Wat lees je nu ná je scriptie, voor je studie en voor de lol?
Mijn scriptie bracht mij voor het eerst in aanraking met het denken van de Franse filosoof en socioloog Bruno Latour en zijn rol in de actor-netwerktheorie. Latour is een belangrijke rol gaan spelen in mijn werk tijdens de researchmaster in Groningen. Volgens hem kent veel cultuurkritiek een te sterke focus op ‘matters of fact’: hoe zitten de wereld en maatschappelijke structuren feitelijk of materieel in elkaar?
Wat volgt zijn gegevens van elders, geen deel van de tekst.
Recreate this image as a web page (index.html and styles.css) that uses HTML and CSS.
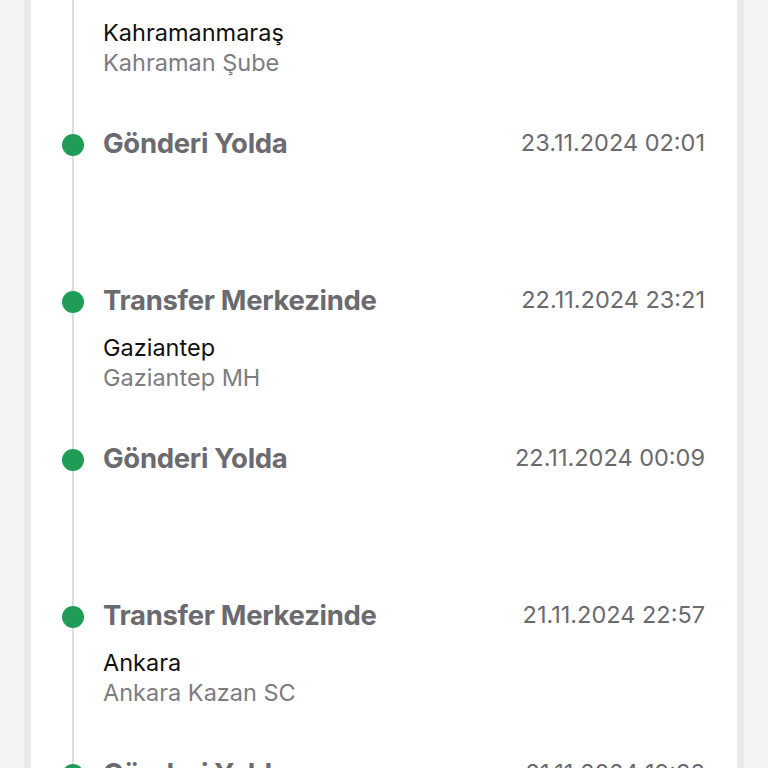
FILE: index.html
```html
<!DOCTYPE html>
<html lang="tr">
<head>
    <meta charset="UTF-8">
    <meta name="viewport" content="width=device-width, initial-scale=1.0">
    <title>Gönderi Hareketleri</title>
    <link rel="stylesheet" href="styles.css">
</head>
<body>

    <div class="card">
        <ul class="timeline">
            <li class="event">
                <span class="dot"></span>
                <div class="event-body">
                    <div class="event-title">Transfer Merkezinde</div>
                    <div class="event-city">Kahramanmaraş</div>
                    <div class="event-branch">Kahraman Şube</div>
                </div>
                <div class="event-date">23.11.2024 00:12</div>
            </li>
            <li class="event">
                <span class="dot"></span>
                <div class="event-body">
                    <div class="event-title">Gönderi Yolda</div>
                </div>
                <div class="event-date">23.11.2024 02:01</div>
            </li>
            <li class="event">
                <span class="dot"></span>
                <div class="event-body">
                    <div class="event-title">Transfer Merkezinde</div>
                    <div class="event-city">Gaziantep</div>
                    <div class="event-branch">Gaziantep MH</div>
                </div>
                <div class="event-date">22.11.2024 23:21</div>
            </li>
            <li class="event">
                <span class="dot"></span>
                <div class="event-body">
                    <div class="event-title">Gönderi Yolda</div>
                </div>
                <div class="event-date">22.11.2024 00:09</div>
            </li>
            <li class="event">
                <span class="dot"></span>
                <div class="event-body">
                    <div class="event-title">Transfer Merkezinde</div>
                    <div class="event-city">Ankara</div>
                    <div class="event-branch">Ankara Kazan SC</div>
                </div>
                <div class="event-date">21.11.2024 22:57</div>
            </li>
            <li class="event">
                <span class="dot"></span>
                <div class="event-body">
                    <div class="event-title">Gönderi Yolda</div>
                </div>
                <div class="event-date">21.11.2024 19:38</div>
            </li>
        </ul>
    </div>

</body>
</html>
```

FILE: styles.css
```css
/* Shipment tracking timeline */
:root {
    --page-bg: #f3f4f6;
    --card-bg: #ffffff;
    --card-edge: #e8e8ea;
    --line-color: #dcdcde;
    --dot-color: #1f9d57;
    --muted-text: #6a6a6f;
    --branch-text: #7c7c81;
    --city-text: #111111;
}

html, body {
    margin: 0;
    padding: 0;
    height: 100%;
    overflow: hidden;
    background: var(--page-bg);
    font-family: Inter, "Liberation Sans", Arial, sans-serif;
}

.card {
    margin: -40px 31px 0;
    min-height: 900px;
    background: var(--card-bg);
    box-shadow: 0 0 0 7px var(--card-edge);
}

/* Timeline list */
.timeline {
    position: relative;
    list-style: none;
    margin: 0;
    padding: 10px 0 0;
}

.timeline::before {
    content: "";
    position: absolute;
    top: 0;
    bottom: 0;
    left: 41px;
    width: 2px;
    background: var(--line-color);
}

.event {
    position: relative;
    display: grid;
    grid-template-columns: 22px 1fr auto;
    column-gap: 19px;
    height: 157.5px;
    padding: 0 32px 0 31px;
    box-sizing: border-box;
}

.dot {
    width: 22px;
    height: 22px;
    margin-top: 6px;
    border-radius: 50%;
    background: var(--dot-color);
}

.event-title {
    font-size: 27.5px;
    line-height: 30px;
    font-weight: 700;
    color: var(--muted-text);
    letter-spacing: -0.3px;
}

.event-city {
    margin-top: 18px;
    font-size: 23.5px;
    line-height: 30px;
    color: var(--city-text);
}

.event-branch {
    font-size: 23.5px;
    line-height: 30px;
    color: var(--branch-text);
}

.event-date {
    font-size: 23.5px;
    line-height: 30px;
    color: var(--muted-text);
    text-align: right;
}
```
In plaats daarvan streeft Latour naar meer aandacht voor ‘matters of concern’: hoe beïnvloeden belevingen van de werkelijkheid menselijk handelen en, als zodanig, maatschappelijke structuren? Latours boek Reassembling the Social (2005) zou ik tot een van mijn grootste academische inspiratiebronnen rekenen.
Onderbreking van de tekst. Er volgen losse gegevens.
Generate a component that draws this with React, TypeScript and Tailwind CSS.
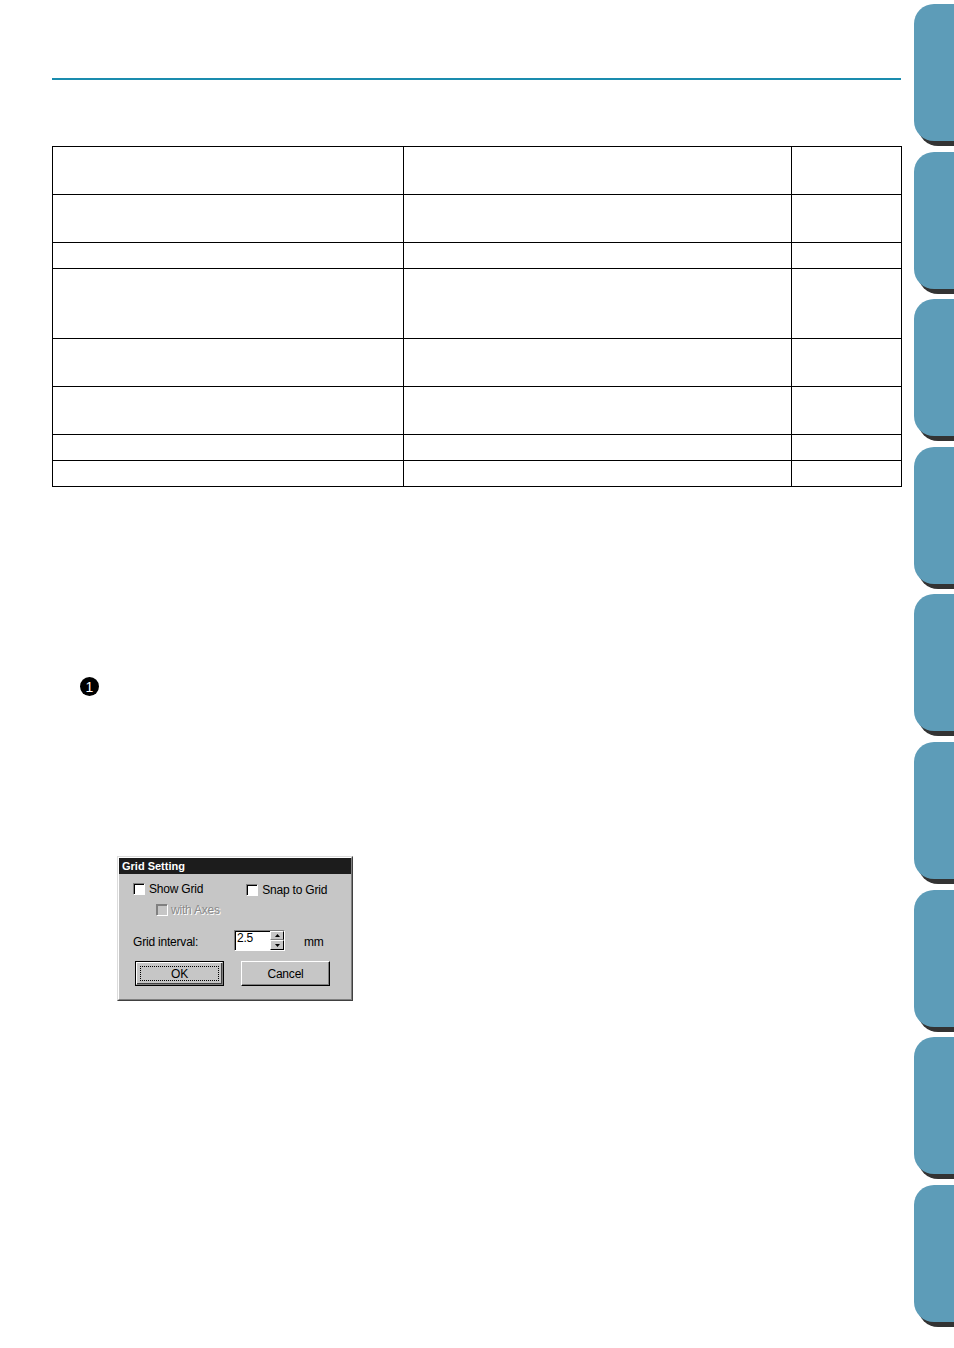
const rows = [48, 48, 26, 70, 48, 48, 26, 26];
const tabs = [0, 1, 2, 3, 4, 5, 6, 7, 8];

function Checkbox({ disabled }: { disabled?: boolean }) {
  return (
    <div
      className={`w-[12px] h-[12px] shrink-0 border border-t-[#808080] border-l-[#808080] border-r-white border-b-white ${
        disabled ? "bg-[#c6c6c6] shadow-[inset_1px_1px_0_#808080]" : "bg-white shadow-[inset_1px_1px_0_#000]"
      }`}
    />
  );
}

function Button({ label, primary }: { label: string; primary?: boolean }) {
  return (
    <div
      className={`w-[89px] h-[25px] flex items-center justify-center ${
        primary ? "border border-black" : "border border-t-white border-l-white border-r-black border-b-black"
      }`}
    >
      <div
        className={`w-full h-full flex items-center justify-center ${
          primary
            ? "border border-t-white border-l-white border-r-[#808080] border-b-[#808080] shadow-[inset_-1px_-1px_0_#404040]"
            : "shadow-[inset_-1px_-1px_0_#808080]"
        }`}
      >
        {primary ? (
          <div className="w-[79px] h-[15px] border border-dotted border-black flex items-center justify-center">
            {label}
          </div>
        ) : (
          label
        )}
      </div>
    </div>
  );
}

function GridDialog() {
  return (
    <div className="w-[236px] h-[145px] border border-t-[#dcdcdc] border-l-[#dcdcdc] border-r-[#404040] border-b-[#404040] bg-[#c6c6c6]">
      <div className="w-full h-full border border-t-white border-l-white border-r-[#808080] border-b-[#808080] flex flex-col text-[12px] leading-[14px] text-black font-['Liberation_Sans',Arial,sans-serif] tracking-[-0.2px]">
        <div className="h-[16px] bg-[#1c1c1c] text-white font-bold text-[11px] leading-[16px] pl-[3px] tracking-normal">Grid Setting</div>
        <div className="flex items-center mt-[7px] pl-[14px]">
          <Checkbox />
          <span className="ml-[4px]">Show Grid</span>
          <div className="ml-[43px] mt-[2px] flex items-center">
            <Checkbox />
            <span className="ml-[4px]">Snap to Grid</span>
          </div>
        </div>
        <div className="flex items-center mt-[6px] pl-[37px]">
          <Checkbox disabled />
          <span className="ml-[3px] text-[#8a8a8a] [text-shadow:1px_1px_0_#fff]">with Axes</span>
        </div>
        <div className="flex items-center mt-[13px] pl-[14px]">
          <span className="w-[101px] mt-[2px]">Grid interval:</span>
          <div className="flex w-[51px] h-[21px] border border-t-[#808080] border-l-[#808080] border-r-white border-b-white">
            <div className="flex-1 bg-white shadow-[inset_1px_1px_0_#000] pl-[2px] text-[12px] leading-[15px]">2.5</div>
            <div className="w-[14px] flex flex-col bg-white">
              <div className="h-[9px] bg-[#c6c6c6] border border-t-white border-l-white border-r-black border-b-[#808080] flex items-center justify-center">
                <svg width="5" height="3" viewBox="0 0 5 3"><path d="M2.5 0 L5 3 L0 3 Z" fill="#000" /></svg>
              </div>
              <div className="h-[10px] bg-[#c6c6c6] border border-t-white border-l-white border-r-black border-b-black flex items-center justify-center">
                <svg width="5" height="3" viewBox="0 0 5 3"><path d="M0 0 L5 0 L2.5 3 Z" fill="#000" /></svg>
              </div>
            </div>
          </div>
          <span className="ml-[19px] mt-[3px]">mm</span>
        </div>
        <div className="flex mt-[10px] pl-[16px] gap-[17px]">
          <Button label="OK" primary />
          <Button label="Cancel" />
        </div>
      </div>
    </div>
  );
}

export default function App() {
  return (
    <div className="w-[954px] h-[1348px] bg-white flex overflow-hidden font-['Liberation_Sans',Arial,sans-serif]">
      <div className="w-[914px] shrink-0 pl-[52px] pr-[12px] pt-[78px] flex flex-col">
        <div className="h-[2px] bg-[#1a8cae] mr-[1px]" />

        <div className="mt-[66px] border-t border-l border-black">
          {rows.map((h, i) => (
            <div key={i} className="flex border-b border-black" style={{ height: h }}>
              <div className="w-[351px] shrink-0 border-r border-black" />
              <div className="w-[388px] shrink-0 border-r border-black" />
              <div className="w-[110px] shrink-0 border-r border-black" />
            </div>
          ))}
        </div>

        <div className="mt-[190px] ml-[28px] w-[19px] h-[19px] rounded-full bg-black text-white flex items-center justify-center text-[14px] leading-none">
          1
        </div>

        <div className="mt-[160px] ml-[65px]">
          <GridDialog />
        </div>
      </div>

      <div className="w-[40px] shrink-0 pt-[4px] flex flex-col gap-[10.6px]">
        {tabs.map((t) => (
          <div
            key={t}
            className="h-[137px] w-[40px] shrink-0 bg-[#5d9cb8] rounded-l-[20px] shadow-[4px_5px_0_#333333]"
          />
        ))}
      </div>
    </div>
  );
}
In mijn researchmaster specialiseer ik mij momenteel in kritische cultuuranalyse, waarbij ik inzichten ontleen uit zowel de actor-netwerktheorie als intersectionele, dekoloniale en queer cultuurkritiek. Ik ben hierbij vooral geïnteresseerd in de invloed van koloniale en normatieve epistemes op de maatschappelijke positie van gemarginaliseerde groepen. Naast Latour zijn enkele auteurs bij wie ik keer op keer terugkom in mijn werk de grote Franse filosoof Michel Foucault, de antropologe en postkoloniaal critica Ann Laura Stoler, de Jezuïtische sociaal filosoof Michel de Certeau, de Jamaicaans-Engelse postkoloniaal cultuurcriticus Stuart Hall en de Amerikaanse interdisciplinaire taalwetenschapper Mel Y. Chen.
Tijdens mijn stage aan het RCMC ben ik momenteel bezig met een project over de koloniale oorsprong van representaties van Surinaamse Hindoestanen in de collecties en tentoonstellingen van het NMVW, waaronder het Tropenmuseum, Museum Volkenkunde, Afrika Museum en Wereldmuseum vallen. In dit project zijn de door Hall geredigeerde bundel Representation (1997) en Stolers beroemde essay ‘Colonial Archives and the Arts of Governance’ onmisbaar.
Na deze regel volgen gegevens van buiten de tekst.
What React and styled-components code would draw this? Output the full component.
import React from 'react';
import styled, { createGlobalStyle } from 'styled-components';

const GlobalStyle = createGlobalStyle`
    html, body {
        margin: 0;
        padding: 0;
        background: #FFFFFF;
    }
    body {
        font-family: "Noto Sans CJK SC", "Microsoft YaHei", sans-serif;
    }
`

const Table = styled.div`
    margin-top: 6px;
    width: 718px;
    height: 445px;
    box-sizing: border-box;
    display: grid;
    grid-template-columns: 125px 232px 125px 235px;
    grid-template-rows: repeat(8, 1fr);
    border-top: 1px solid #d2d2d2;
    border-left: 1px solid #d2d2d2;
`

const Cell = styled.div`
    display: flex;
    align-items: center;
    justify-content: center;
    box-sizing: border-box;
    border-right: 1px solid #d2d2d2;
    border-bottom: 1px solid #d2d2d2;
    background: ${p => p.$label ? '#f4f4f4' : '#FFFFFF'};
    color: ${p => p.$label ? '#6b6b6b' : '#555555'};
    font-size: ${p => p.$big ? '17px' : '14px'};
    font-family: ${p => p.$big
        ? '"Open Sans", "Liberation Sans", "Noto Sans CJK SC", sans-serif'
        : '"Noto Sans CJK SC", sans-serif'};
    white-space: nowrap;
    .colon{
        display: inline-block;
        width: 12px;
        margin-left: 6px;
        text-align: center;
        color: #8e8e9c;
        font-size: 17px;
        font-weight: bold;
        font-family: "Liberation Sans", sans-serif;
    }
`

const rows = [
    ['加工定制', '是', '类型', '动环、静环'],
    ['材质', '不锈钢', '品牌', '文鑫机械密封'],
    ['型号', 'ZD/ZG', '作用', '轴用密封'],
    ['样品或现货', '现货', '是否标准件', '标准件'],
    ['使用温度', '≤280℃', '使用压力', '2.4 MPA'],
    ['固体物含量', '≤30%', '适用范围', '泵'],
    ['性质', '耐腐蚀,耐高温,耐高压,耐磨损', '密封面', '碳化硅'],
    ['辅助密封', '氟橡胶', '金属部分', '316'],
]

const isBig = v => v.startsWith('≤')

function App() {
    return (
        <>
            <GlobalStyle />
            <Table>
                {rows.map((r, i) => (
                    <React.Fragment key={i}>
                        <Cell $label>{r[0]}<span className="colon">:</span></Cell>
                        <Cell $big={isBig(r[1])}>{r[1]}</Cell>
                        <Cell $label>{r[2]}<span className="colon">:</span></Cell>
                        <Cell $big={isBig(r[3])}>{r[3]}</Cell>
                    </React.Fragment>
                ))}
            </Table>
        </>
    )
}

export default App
Buiten mijn studie zit ik momenteel in een intersectionele leesgroep, waarbij we een brede verscheidenheid aan literatuur lezen, de afgelopen tijd veelal literatuur uit de environmental humanities evenals het posthumanisme en postmaterialisme. Van de boeken die we hebben gelezen kan ik eentje in het bijzonder aanraden: Bodies of Water (2017) van Astrida Neimanis. Neimanis heeft een unieke posthumaan-feministische visie op menselijke lichamen, als onderdeel van de natuurlijke wereld en haar vele verschijnselen in plaats van losstaand daarvan.
Is er een boek dat je kan aanraden voor mensen die geïnteresseerd zijn in je onderwerp?
Voor specifieke interesse in het onderwerp van mijn scriptie zou ik Telefonie in Nederland (1998) van Onno de Wit van harte aanbevelen. Voor een bredere interesse in hoe Nederland veranderde onder de ingrijpende technische innovaties van de negentiende en twintigste eeuw raad ik zeker het voorheen genoemde Een nieuwe wereld (2006) van Auke van der Woud aan evenals de bundelseries Geschiedenis van de techniek in Nederland en Techniek in Nederland in de twintigste eeuw.